The museum has over 570,000 catalogued reptiles from around the world. The National Collection of Amphibians and Reptiles has increased 300% over the past 40 years (190,000 specimen records in 1970 to over 570,000 specimen records in 2008).[9] The Hall of Dinosaurs has fossilized skeletons and cast models, including Tyrannosaurus rex facing off with Triceratops, and the "Triceratops exhibit shows the first accurate dinosaur skeleton in virtual motion, achieved through the use of scanning and digital technology."[10][11] The collection consists of 46 "complete and important specimens" of dinosaurs.[12] The website has a "virtual tour" of the collection.[13]

Hall of Mammals

The Behring Hall of Mammals designed by Reich + Petch is a multi-award winning gallery. The design is innovative and welcoming. The mammal specimens are presented as works of modern art within strikingly minimal environmentals. Visitors discover mammal's evolutionary adaptions to hugely diverse contexts, and ultimately discover that they too are mammals.

The museum has the largest collection of vertebrate specimens in the world, nearly twice the size of the next largest mammal collections, including historically important collections from the nineteenth and early twentieth centuries.[14] Its collection was initiated by C. Hart Merriam and the U.S. Department of Agriculture (later the Department of Interior), which expanded it in the 1890s-1930s.[15]

Insect Zoo

The O. Orkin Insect Zoo features live insects and exhibits about insects and entomologists. Different habitats have been created to show the type of insects that live in different environments and how they have adapted to a freshwater pond, house, mangrove swamp, desert, and rain forest. The zoo is sponsored by Orkin, a pest control company.

Ocean Hall

The Sant Ocean Hall opened on September 27, 2008, and is the largest renovation of the museum since it opened in 1910. The hall includes 674 marine specimens and models drawn from the over 80 million specimens in the museum's total collection, the largest in the world. The hall is named for the Roger Sant family, who donated $15 million to endow the new hall and other related programs.

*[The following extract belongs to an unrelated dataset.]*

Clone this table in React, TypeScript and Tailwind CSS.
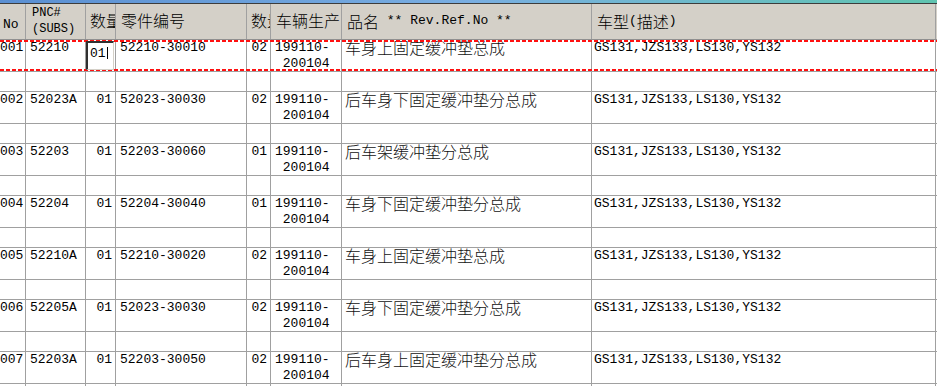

The hall consists of 23,000 square feet (2,100 m2) of exhibition space and features a replica of a 45-foot (14 m)-long North Atlantic Right Whale, a 1,500-gallon aquarium, one female giant squid displayed in the center of the hall and a male displayed off to the side, an adult coelacanth, and a Basilosaurus.[16]

The museum also provides the Smithsonian Ocean Portal, a complementary web site which provides regularly updated, original content from the museum’s research, collections, and Sant Ocean Hall as well as content provided by more than 20 collaborating organizations, including ARKive, Census of Marine Life, Consortium for Ocean Leadership, Encyclopedia of Life, IUCN, Monterey Bay Aquarium, Monterey Bay Aquarium Research Institute, National Geographic, NOAA, New England Aquarium, Ocean Conservancy, Oceana, Pew Charitable Trusts, SeaWeb, Save Our Seas, Scripps Institution of Oceanography, Woods Hole Oceanographic Institution, World Heritage Marine Programme.

African Voices

This exhibit and associated website "examines the diversity, dynamism, and global influence of Africa's peoples and cultures over time in the realms of family, work, community, and the natural environment."[17]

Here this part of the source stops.